◆ Task details
Where a line in the listing below contains the word "page", copy that line.

>> start

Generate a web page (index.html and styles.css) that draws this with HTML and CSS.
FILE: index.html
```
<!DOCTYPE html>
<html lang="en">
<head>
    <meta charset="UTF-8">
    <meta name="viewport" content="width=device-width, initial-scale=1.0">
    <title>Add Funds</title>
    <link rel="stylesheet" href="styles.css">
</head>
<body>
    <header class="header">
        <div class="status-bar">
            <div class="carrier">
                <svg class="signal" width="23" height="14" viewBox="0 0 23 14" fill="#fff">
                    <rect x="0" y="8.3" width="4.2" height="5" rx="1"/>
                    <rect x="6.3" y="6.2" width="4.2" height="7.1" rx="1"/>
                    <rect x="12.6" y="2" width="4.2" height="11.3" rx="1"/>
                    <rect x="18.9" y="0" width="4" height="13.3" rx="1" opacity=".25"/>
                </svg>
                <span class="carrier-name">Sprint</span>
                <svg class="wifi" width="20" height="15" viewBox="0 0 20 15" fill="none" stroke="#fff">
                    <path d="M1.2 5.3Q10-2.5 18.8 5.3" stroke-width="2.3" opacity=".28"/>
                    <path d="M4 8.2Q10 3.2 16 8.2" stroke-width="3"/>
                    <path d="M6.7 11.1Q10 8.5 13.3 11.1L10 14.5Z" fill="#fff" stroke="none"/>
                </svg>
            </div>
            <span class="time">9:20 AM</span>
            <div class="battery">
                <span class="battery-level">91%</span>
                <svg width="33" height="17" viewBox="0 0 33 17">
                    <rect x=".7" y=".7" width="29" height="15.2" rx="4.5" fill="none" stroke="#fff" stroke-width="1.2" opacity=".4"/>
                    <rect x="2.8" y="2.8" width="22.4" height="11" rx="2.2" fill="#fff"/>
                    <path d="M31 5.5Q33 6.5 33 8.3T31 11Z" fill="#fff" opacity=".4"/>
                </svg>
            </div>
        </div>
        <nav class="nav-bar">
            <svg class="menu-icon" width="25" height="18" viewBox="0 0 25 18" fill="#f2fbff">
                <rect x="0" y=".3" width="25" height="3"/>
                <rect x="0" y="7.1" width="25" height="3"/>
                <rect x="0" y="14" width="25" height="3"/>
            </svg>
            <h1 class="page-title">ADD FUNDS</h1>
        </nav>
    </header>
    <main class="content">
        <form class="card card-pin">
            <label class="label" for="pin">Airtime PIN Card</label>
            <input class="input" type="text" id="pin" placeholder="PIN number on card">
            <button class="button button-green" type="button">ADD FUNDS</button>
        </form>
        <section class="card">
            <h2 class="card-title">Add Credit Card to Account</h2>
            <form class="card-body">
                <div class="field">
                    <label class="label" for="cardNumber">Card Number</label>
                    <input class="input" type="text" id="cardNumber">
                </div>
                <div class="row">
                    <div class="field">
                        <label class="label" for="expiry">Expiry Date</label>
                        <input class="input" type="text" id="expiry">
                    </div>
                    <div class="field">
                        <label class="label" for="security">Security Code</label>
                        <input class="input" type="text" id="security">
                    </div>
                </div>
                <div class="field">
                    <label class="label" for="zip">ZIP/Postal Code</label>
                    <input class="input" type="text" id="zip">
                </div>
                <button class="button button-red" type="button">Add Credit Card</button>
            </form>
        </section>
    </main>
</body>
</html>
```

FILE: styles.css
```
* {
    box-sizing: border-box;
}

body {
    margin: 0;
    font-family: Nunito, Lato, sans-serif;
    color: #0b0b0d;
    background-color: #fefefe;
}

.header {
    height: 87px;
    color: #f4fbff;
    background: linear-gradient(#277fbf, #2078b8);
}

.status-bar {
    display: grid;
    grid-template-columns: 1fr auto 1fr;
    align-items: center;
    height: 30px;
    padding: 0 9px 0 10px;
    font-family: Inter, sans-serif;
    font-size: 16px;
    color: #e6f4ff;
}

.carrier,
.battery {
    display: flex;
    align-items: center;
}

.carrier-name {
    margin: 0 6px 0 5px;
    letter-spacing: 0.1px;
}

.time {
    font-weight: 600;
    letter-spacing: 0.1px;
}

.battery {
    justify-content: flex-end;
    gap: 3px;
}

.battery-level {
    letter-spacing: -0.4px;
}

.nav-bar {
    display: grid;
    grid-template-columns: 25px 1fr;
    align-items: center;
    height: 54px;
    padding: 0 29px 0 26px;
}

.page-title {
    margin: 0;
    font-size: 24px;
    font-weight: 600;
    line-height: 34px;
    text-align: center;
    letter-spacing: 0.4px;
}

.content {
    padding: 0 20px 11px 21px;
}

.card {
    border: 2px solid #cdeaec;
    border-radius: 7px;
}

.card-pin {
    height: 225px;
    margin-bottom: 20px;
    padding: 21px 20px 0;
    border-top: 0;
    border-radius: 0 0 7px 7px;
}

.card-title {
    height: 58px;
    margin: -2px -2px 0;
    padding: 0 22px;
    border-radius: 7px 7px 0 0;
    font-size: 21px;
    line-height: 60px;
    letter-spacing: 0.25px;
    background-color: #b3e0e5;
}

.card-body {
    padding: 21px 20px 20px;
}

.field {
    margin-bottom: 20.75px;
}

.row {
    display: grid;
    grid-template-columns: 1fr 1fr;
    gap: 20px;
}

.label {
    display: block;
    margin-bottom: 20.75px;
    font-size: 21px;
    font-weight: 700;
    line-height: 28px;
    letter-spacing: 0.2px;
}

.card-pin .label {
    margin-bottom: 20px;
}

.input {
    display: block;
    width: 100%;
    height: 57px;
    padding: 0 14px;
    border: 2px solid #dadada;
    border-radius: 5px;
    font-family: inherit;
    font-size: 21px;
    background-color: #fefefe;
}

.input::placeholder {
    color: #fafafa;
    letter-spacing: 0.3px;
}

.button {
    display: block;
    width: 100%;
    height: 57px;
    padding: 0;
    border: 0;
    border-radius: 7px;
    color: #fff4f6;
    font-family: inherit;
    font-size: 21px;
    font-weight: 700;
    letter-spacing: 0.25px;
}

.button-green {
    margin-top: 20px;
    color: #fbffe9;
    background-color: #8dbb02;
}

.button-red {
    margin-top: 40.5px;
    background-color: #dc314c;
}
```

>> end
>> start

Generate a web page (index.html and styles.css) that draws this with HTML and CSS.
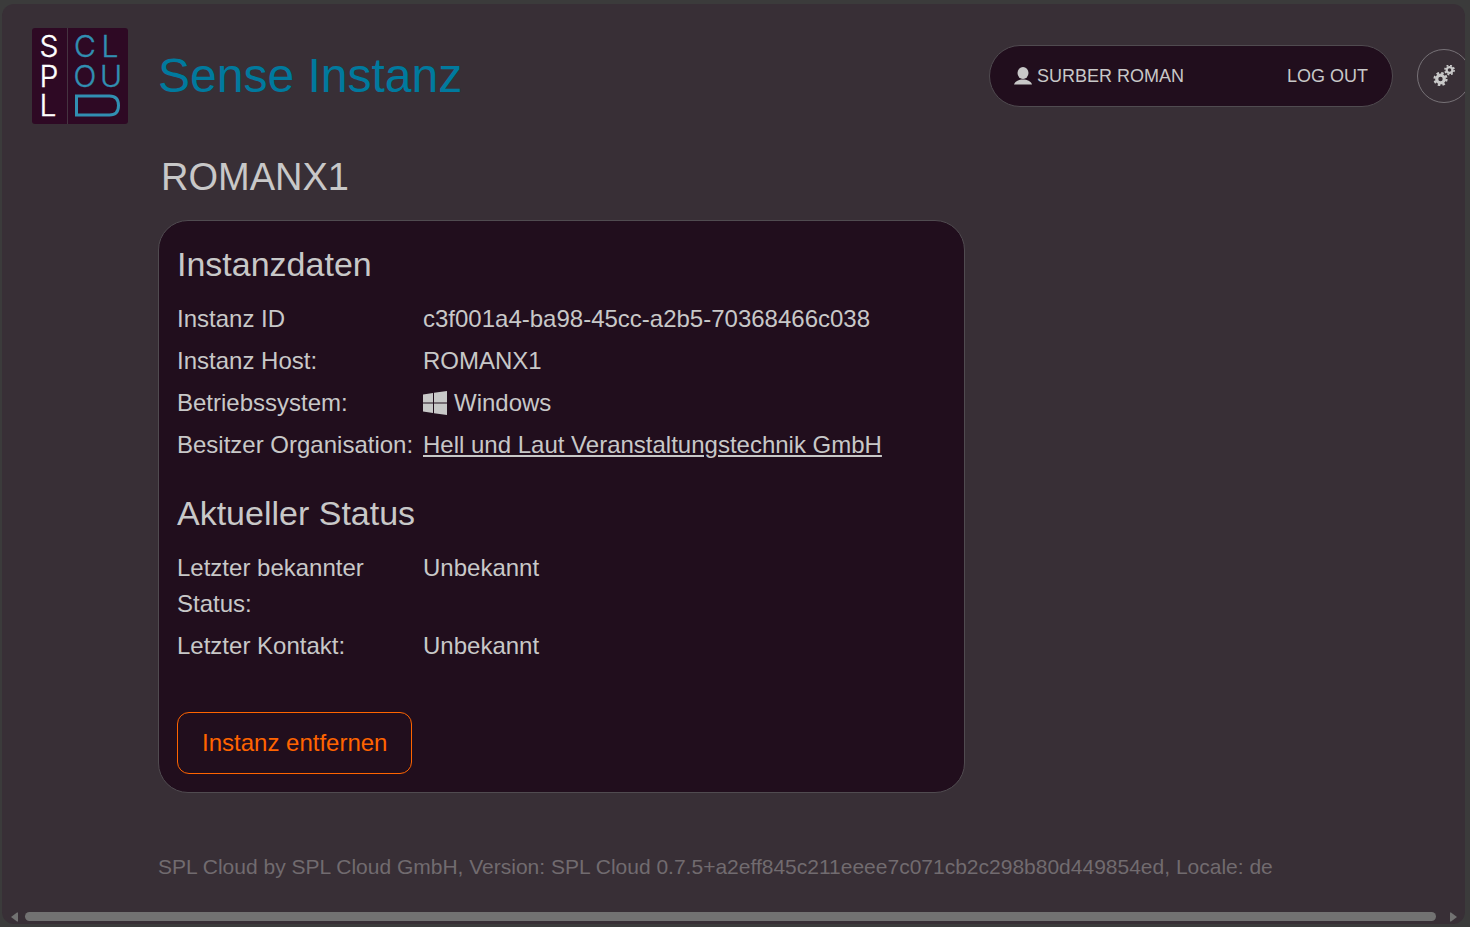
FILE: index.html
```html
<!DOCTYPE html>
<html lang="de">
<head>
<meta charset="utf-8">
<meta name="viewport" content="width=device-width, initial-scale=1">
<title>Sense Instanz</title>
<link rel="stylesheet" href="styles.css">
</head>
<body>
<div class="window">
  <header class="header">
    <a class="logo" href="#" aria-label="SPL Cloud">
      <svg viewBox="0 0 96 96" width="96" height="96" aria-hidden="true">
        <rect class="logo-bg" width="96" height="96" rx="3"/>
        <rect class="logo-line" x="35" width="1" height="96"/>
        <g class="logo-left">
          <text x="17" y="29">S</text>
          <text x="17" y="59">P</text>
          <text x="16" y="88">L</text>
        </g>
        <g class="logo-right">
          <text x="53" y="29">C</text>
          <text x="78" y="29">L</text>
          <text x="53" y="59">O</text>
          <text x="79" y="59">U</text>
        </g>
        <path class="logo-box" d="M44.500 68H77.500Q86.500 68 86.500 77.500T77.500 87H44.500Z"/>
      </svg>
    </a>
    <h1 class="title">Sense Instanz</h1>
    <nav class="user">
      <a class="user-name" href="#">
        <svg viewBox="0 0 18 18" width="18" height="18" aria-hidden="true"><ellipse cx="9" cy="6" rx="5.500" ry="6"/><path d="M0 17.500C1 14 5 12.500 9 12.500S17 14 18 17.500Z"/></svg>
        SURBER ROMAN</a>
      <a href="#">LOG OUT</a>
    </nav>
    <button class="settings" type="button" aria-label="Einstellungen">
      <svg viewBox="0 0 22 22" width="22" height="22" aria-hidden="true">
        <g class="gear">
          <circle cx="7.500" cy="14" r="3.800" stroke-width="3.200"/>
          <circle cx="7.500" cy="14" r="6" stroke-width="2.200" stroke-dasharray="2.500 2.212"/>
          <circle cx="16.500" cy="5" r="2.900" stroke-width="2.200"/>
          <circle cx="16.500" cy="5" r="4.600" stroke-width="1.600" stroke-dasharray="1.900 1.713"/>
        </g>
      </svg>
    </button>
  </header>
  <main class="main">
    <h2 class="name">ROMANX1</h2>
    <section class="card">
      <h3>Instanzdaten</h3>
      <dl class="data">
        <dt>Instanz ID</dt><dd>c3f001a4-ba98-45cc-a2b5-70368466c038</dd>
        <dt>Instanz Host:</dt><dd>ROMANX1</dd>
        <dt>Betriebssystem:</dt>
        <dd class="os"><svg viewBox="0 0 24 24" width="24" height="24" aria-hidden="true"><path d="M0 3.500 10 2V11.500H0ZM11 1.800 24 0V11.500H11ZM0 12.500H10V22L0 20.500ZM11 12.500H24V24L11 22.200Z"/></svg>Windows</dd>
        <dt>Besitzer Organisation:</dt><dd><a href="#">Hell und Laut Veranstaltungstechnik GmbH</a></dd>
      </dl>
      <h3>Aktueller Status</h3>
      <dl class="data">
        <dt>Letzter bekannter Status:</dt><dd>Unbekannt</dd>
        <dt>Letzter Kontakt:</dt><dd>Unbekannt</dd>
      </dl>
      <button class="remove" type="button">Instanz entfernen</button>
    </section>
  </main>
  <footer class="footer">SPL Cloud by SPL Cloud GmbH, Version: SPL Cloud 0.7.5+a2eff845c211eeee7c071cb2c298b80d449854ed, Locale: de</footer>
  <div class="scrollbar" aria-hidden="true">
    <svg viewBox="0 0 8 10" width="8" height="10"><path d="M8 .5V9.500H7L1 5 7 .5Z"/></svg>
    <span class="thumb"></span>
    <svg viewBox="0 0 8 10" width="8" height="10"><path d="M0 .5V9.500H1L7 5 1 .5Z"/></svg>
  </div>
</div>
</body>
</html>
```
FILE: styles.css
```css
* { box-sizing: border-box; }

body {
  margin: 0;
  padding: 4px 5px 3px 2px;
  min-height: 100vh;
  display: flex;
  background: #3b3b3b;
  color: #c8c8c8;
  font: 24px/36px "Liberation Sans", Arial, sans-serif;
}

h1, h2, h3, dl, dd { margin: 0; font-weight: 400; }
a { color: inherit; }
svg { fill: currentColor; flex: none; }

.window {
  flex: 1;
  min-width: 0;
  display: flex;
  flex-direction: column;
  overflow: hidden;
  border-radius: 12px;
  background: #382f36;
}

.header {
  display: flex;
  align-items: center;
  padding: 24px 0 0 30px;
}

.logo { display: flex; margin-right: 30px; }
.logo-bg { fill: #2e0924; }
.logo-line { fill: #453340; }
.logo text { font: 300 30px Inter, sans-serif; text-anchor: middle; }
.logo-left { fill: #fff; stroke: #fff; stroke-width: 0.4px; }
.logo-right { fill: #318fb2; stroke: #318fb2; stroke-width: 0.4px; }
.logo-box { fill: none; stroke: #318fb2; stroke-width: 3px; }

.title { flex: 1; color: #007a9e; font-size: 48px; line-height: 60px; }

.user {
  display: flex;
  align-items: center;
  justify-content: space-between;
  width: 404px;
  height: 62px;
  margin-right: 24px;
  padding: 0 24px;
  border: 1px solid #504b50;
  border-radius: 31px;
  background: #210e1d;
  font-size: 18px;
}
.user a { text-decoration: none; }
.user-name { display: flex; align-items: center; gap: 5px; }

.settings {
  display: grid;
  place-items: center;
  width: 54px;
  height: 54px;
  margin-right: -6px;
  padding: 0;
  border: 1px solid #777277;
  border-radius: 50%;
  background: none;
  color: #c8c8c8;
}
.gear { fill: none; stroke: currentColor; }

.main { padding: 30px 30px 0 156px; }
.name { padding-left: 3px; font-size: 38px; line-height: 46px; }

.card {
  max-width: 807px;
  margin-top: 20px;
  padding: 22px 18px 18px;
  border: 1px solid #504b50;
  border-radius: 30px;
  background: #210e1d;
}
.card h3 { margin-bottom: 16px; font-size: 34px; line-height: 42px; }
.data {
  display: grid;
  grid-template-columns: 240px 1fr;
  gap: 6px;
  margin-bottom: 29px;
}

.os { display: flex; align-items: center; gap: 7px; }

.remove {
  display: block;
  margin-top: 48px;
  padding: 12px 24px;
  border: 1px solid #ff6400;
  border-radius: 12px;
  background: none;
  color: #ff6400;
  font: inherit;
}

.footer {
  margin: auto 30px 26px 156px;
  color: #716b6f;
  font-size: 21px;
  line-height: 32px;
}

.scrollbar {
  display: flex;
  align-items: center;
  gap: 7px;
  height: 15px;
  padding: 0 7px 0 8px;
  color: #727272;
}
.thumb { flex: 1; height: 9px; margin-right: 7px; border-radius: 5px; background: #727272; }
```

>> end

◆ Solution to this exercise
Generate a web page (index.html and styles.css) that draws this with HTML and CSS.
            <h1 class="page-title">ADD FUNDS</h1>
.page-title {
Generate a web page (index.html and styles.css) that draws this with HTML and CSS.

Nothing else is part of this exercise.